Jesus heard that they had cast him out, and having found him he said, "Do you believe in the Son of Man?" He answered, "And who is he, sir, that I may believe in him?" Jesus said to him, "You have seen him, and it is he who is speaking to you." He said, "Lord, I believe," and he worshiped him. Jesus said, "For judgment I came into this world, that those who do not see may see, and those who see may become blind." Some of the Pharisees near him heard these things, and said to him, "Are we also blind?" Jesus said to them, "If you were blind, you would have no guilt; but now that you say, 'We see,' your guilt remains.” (John 9:1–41 emphasis added)

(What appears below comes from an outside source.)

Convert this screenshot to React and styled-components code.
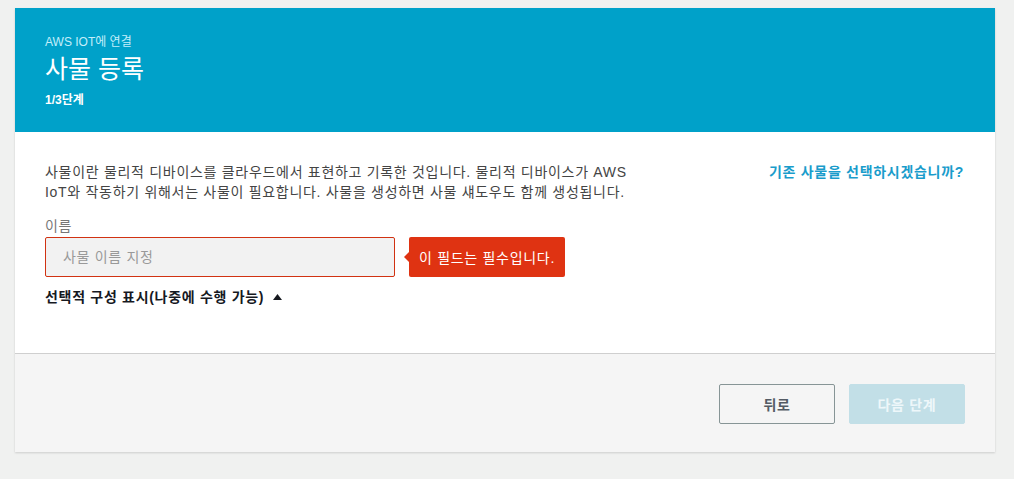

Because Christians, armed with a copy of Holy Writ (usually the King James or Authorized Version), say, We know the Lord, yet continue to transgress the commandments, their guilt remains: they do not sin from ignorance or innocence, but with malice aforethought, having determined in their minds how they will worship God and Christ Jesus before they open Scripture to see if the things they believe are so … because Christians hold in their hands a copy of the Word of God that refutes how they worship the Father and the Son, they stand condemned—

Christians, especially Evangelical Christians, say they Know the Lord when their Bibles remain unread, appearing as new books decades after these Christians claim to be saved by professing that Jesus is Lord; hence, the Book these Christian revere becomes a witness against them, joining with their deeds/acts to establish their guilt as transgressors of the Law. Their sins cease to be unintentional transgressions of the Law when they pick up their Bibles, thereby taking to themselves the Word of God but refusing to allow this Word, this message to enter them through the simple act of reading the writings of Moses and believing the words of Jesus. Instead, they hold as sacred the words of a servant of the Adversary who has disguised himself [or herself] as a minister of righteousness. They worship the Father and the Son in a socially acceptable way even though this way is contrary to how Jesus worshiped God, but they don’t care about what Holy Writ reveals: they care about how they are perceived by friends and family. They don’t want to appear as a religious weirdo, a whacked-out Jesus freak who actually believes what is written in Scripture. They fear their friends and family more than they fear God—and having condemned themselves to the flames before they are truly born of God, they are only fit for the lake of fire. They are as the Jews were who asked if they too were blind: if they did not have a copy of Holy Writ in hand, they would be spiritually blind, but because they have easy access to the Word of God, sincerely claiming to Know the Lord, their sins remain: they are not under grace, but are as brands already burning in the lake of fire while they live physically. They will utterly perish when their judgments are revealed, and great will be the weeping and professions of regret.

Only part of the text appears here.